To be done —
Go through the data below and copy it exactly, skipping every picture.

┄┄┄┄┄┄

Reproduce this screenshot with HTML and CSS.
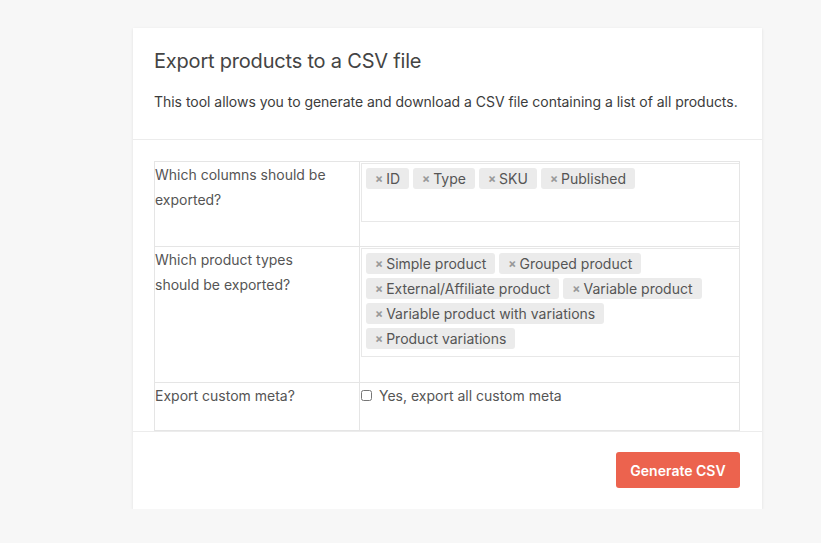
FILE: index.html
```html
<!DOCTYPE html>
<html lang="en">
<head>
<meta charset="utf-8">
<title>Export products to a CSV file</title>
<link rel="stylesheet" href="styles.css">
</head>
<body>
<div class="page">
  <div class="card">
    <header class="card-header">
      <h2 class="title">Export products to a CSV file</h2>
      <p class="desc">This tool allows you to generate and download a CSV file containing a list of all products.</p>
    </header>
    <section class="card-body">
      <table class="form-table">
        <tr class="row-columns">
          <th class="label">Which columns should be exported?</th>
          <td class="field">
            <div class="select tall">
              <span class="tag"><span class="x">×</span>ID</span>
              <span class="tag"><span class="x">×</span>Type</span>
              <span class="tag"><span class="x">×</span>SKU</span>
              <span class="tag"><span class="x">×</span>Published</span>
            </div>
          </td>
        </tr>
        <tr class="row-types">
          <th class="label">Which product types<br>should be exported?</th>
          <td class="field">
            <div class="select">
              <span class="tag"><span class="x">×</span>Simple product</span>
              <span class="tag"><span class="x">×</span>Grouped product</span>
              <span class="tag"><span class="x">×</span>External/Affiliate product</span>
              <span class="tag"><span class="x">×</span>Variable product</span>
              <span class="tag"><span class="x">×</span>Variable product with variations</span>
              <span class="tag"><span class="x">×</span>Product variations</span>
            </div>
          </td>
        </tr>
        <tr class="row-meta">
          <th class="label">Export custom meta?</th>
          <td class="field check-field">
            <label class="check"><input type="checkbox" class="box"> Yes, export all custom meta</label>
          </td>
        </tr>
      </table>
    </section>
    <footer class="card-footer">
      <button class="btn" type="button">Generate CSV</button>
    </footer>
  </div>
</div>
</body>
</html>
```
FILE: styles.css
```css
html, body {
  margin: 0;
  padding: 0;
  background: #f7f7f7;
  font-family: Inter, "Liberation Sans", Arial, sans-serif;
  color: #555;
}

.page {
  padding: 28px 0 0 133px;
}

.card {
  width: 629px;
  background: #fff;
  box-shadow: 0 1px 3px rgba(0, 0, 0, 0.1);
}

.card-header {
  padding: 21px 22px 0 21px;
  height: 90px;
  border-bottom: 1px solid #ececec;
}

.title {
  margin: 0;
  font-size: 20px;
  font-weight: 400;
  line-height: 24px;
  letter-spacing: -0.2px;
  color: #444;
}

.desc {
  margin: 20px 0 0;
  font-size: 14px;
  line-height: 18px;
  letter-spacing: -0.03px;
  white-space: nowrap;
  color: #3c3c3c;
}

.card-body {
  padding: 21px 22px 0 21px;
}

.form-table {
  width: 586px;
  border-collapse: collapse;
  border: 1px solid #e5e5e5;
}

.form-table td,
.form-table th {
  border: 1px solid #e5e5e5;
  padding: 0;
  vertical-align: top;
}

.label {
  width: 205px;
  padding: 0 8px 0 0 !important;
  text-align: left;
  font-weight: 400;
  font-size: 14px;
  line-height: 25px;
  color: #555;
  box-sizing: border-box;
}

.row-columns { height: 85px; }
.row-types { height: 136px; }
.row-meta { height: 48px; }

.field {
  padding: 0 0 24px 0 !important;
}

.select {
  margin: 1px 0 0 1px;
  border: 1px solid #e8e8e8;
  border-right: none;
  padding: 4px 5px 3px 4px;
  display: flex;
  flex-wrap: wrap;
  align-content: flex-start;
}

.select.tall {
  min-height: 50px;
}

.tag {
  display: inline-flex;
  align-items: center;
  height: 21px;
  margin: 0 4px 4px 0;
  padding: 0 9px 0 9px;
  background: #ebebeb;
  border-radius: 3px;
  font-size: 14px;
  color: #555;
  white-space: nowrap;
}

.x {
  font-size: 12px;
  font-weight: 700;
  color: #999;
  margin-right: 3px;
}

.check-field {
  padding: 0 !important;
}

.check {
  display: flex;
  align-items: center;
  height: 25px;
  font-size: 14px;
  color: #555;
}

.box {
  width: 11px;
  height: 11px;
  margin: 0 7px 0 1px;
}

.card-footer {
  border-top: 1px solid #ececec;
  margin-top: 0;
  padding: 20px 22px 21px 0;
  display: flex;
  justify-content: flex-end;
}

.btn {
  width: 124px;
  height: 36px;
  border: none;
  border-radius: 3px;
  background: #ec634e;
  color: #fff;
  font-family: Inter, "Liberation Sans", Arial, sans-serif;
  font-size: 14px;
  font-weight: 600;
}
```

┄┄┄┄┄┄

Task answer —
Reproduce this screenshot with HTML and CSS.
FILE: index.html
```html
<!DOCTYPE html>
<html lang="en">
<head>
<meta charset="utf-8">
<title>Export products to a CSV file</title>
<link rel="stylesheet" href="styles.css">
</head>
<body>
<div class="page">
  <div class="card">
    <header class="card-header">
      <h2 class="title">Export products to a CSV file</h2>
      <p class="desc">This tool allows you to generate and download a CSV file containing a list of all products.</p>
    </header>
    <section class="card-body">
      <table class="form-table">
        <tr class="row-columns">
          <th class="label">Which columns should be exported?</th>
          <td class="field">
            <div class="select tall">
              <span class="tag"><span class="x">×</span>ID</span>
              <span class="tag"><span class="x">×</span>Type</span>
              <span class="tag"><span class="x">×</span>SKU</span>
              <span class="tag"><span class="x">×</span>Published</span>
            </div>
          </td>
        </tr>
        <tr class="row-types">
          <th class="label">Which product types<br>should be exported?</th>
          <td class="field">
            <div class="select">
              <span class="tag"><span class="x">×</span>Simple product</span>
              <span class="tag"><span class="x">×</span>Grouped product</span>
              <span class="tag"><span class="x">×</span>External/Affiliate product</span>
              <span class="tag"><span class="x">×</span>Variable product</span>
              <span class="tag"><span class="x">×</span>Variable product with variations</span>
              <span class="tag"><span class="x">×</span>Product variations</span>
            </div>
          </td>
        </tr>
        <tr class="row-meta">
          <th class="label">Export custom meta?</th>
          <td class="field check-field">
            <label class="check"><input type="checkbox" class="box"> Yes, export all custom meta</label>
          </td>
        </tr>
      </table>
    </section>
    <footer class="card-footer">
      <button class="btn" type="button">Generate CSV</button>
    </footer>
  </div>
</div>
</body>
</html>
```
FILE: styles.css
```css
html, body {
  margin: 0;
  padding: 0;
  background: #f7f7f7;
  font-family: Inter, "Liberation Sans", Arial, sans-serif;
  color: #555;
}

.page {
  padding: 28px 0 0 133px;
}

.card {
  width: 629px;
  background: #fff;
  box-shadow: 0 1px 3px rgba(0, 0, 0, 0.1);
}

.card-header {
  padding: 21px 22px 0 21px;
  height: 90px;
  border-bottom: 1px solid #ececec;
}

.title {
  margin: 0;
  font-size: 20px;
  font-weight: 400;
  line-height: 24px;
  letter-spacing: -0.2px;
  color: #444;
}

.desc {
  margin: 20px 0 0;
  font-size: 14px;
  line-height: 18px;
  letter-spacing: -0.03px;
  white-space: nowrap;
  color: #3c3c3c;
}

.card-body {
  padding: 21px 22px 0 21px;
}

.form-table {
  width: 586px;
  border-collapse: collapse;
  border: 1px solid #e5e5e5;
}

.form-table td,
.form-table th {
  border: 1px solid #e5e5e5;
  padding: 0;
  vertical-align: top;
}

.label {
  width: 205px;
  padding: 0 8px 0 0 !important;
  text-align: left;
  font-weight: 400;
  font-size: 14px;
  line-height: 25px;
  color: #555;
  box-sizing: border-box;
}

.row-columns { height: 85px; }
.row-types { height: 136px; }
.row-meta { height: 48px; }

.field {
  padding: 0 0 24px 0 !important;
}

.select {
  margin: 1px 0 0 1px;
  border: 1px solid #e8e8e8;
  border-right: none;
  padding: 4px 5px 3px 4px;
  display: flex;
  flex-wrap: wrap;
  align-content: flex-start;
}

.select.tall {
  min-height: 50px;
}

.tag {
  display: inline-flex;
  align-items: center;
  height: 21px;
  margin: 0 4px 4px 0;
  padding: 0 9px 0 9px;
  background: #ebebeb;
  border-radius: 3px;
  font-size: 14px;
  color: #555;
  white-space: nowrap;
}

.x {
  font-size: 12px;
  font-weight: 700;
  color: #999;
  margin-right: 3px;
}

.check-field {
  padding: 0 !important;
}

.check {
  display: flex;
  align-items: center;
  height: 25px;
  font-size: 14px;
  color: #555;
}

.box {
  width: 11px;
  height: 11px;
  margin: 0 7px 0 1px;
}

.card-footer {
  border-top: 1px solid #ececec;
  margin-top: 0;
  padding: 20px 22px 21px 0;
  display: flex;
  justify-content: flex-end;
}

.btn {
  width: 124px;
  height: 36px;
  border: none;
  border-radius: 3px;
  background: #ec634e;
  color: #fff;
  font-family: Inter, "Liberation Sans", Arial, sans-serif;
  font-size: 14px;
  font-weight: 600;
}
```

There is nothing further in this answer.